3. Ground No. 2 of the assessee’s appeal and the solitary ground raised in the Revenue’s appeal involve a common issue relating to addition of Rs. 3,99,63,865/-made by the AO on account of TP adjustments in respect of reimbursement/allocation of COE3 related expenses which has been sustained by the learned CIT(Appeals) to the extent of Rs. 1,68,80,675/-.

4. The assessee in the present case is a company which is engaged in the business of manufacturing and distribution of lubricant oils, greases, brake fluids and other speciality products. The return of income for the year under consideration was filed by it on 31-10-2002 declaring total income of Rs. 138,63,51,510/-. The assessee belongs to multi-national BP group of companies and during the year under consideration, it had entered into international transactions, inter alia, involving cost sharing and cost reimbursement with associated enterprises. As submitted in the TP report furnished by the assessee company, BP group undertakes worldwide information technology initiatives and the assessee company being a member of the said group, receives information technology support from its associated enterprises. It also shares the related cost incurred by the said enterprises in providing such support. During the year under consideration, significant IT costs were incurred relating to a Common Operating Environment System (COE3) deployed by the BP group worldwide. As claimed in the TP return, COE3 offered significant benefits to the participating entities including the assessee company resulting into efficient functioning of the business and reduction in operation cost. To implement the said project, various group entities incurred cost which were allocated to group companies participating in the system on the basis of number of COE3 enabled computers installed at each entity. It was claimed that the assessee company has also reimbursed certain cost to its associated enterprises at actual which constituted international transactions of the assessee company with its associated enterprises within the meaning of section 92B read with section 92A. During the course of assessment proceedings, a reference u/s 92CA(1) was made by the AO to the TPO for the computation of arm’s length price, inter alia, in relation to these international transactions. The TPO asked the assessee company to furnish certain information and on the basis of the information furnished by the assessee as well as other submissions made from time to time, he proceeded to determine the ALP of international transactions of the assessee company with its AE involving cost sharing and cost reimbursement as under :

“5.3.1 Global Down Stream & Licenses for Microsoft Professional 2000 — Rs. 9,632,295/ :

The assessee has paid/payable an amount of Rs. 9,632,295/- to BP International Ltd., United Kingdom. The amount in foreign currency is GBP 131,197.

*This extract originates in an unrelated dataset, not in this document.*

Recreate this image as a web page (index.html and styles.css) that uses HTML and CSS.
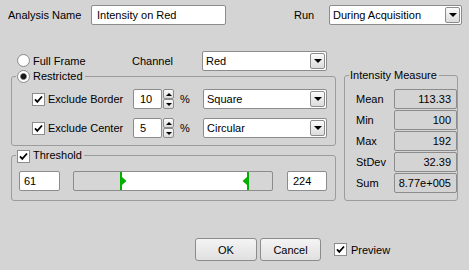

In the support, a copy A invoice dated 9.12.2001 is filed. The relevant portion of the invoice reads as: —

‘Global & Downstream Central Charges for COE3 Deployment in Castrol India

345 Units @ $279 = $96255 REX Microsoft Pro 2000 licenses.

Bought Centrally 345 Units @$261 .= $90045 C4PEX’

This invoice does not convey the proper meaning regarding the capital expense pertaining to licenses bought and also the Central Charges for COE3 Deployment. The invoice is dated 19.12.2001, indicating that, this cost pertains to period ending November/December, 2001. From the details filed by the assessee on 05.10.2004, regarding Project Request (ROW OB Castrol Integration Project — India Castrol Integration Project). This document is dated 30.04.2001 and the name of the project Phase 2 -India COE. As per the Conceptual Project Plan, the India Phase 2 was to start on 10.03.2001 and was to get over by 27.08.2001. The plan and Documentation for Phase 3 was to start on 02.07.2001 and the business approval was to be obtained for this Phase 3 on 16.07.2001. Considering these facts, it can be stated that, during the year 2001, COE3 was not implemented, and the assessee did not submit any document, as required vide this office letter dated 16.08.2004. No supporting documents for this invoice are filed. Considering these facts, the Arm’s Length Price of this transaction is computed at NIL.

5.3.2 Cost Allocation of Digital Business – Rs.4,225,647/- Paid/Payable to BP International Ltd., U.K.

The amount in foreign currency is US$ 86,589. This is invoice dated 23.03.2002 and the details read as : “1Q02 D80 Infrastructure Charges”. As discussed earlier, the assessee was asked to submit the details and basis of allocation, which is not submitted. These documents, it was required to obtain and maintain as per Clauses 5.3 and 5.4 of the Agreement. In absence of these documents, the Arm’s Length Price of the transaction is computed at NIL.

5.3.3 Cost Allocation of Global Licenses Charges – Rs. 1,269,885/-Paid/Payable to BP International Ltd., U.K. :,

The corresponding amount in US$ is 26,022. A copy of E-mail dated 25.03.2002 is submitted and the relevant portion of the same reads as:

“Further to my Email below and our last discussion, we will also be raising a corresponding invoice for the DBO Global Software Licence charges, the breakdown of which is as follows:

2001:

3rd Quarter 2001:201 PC’s at $128/Annum ($32/Quarter)/PC. = $6,432. .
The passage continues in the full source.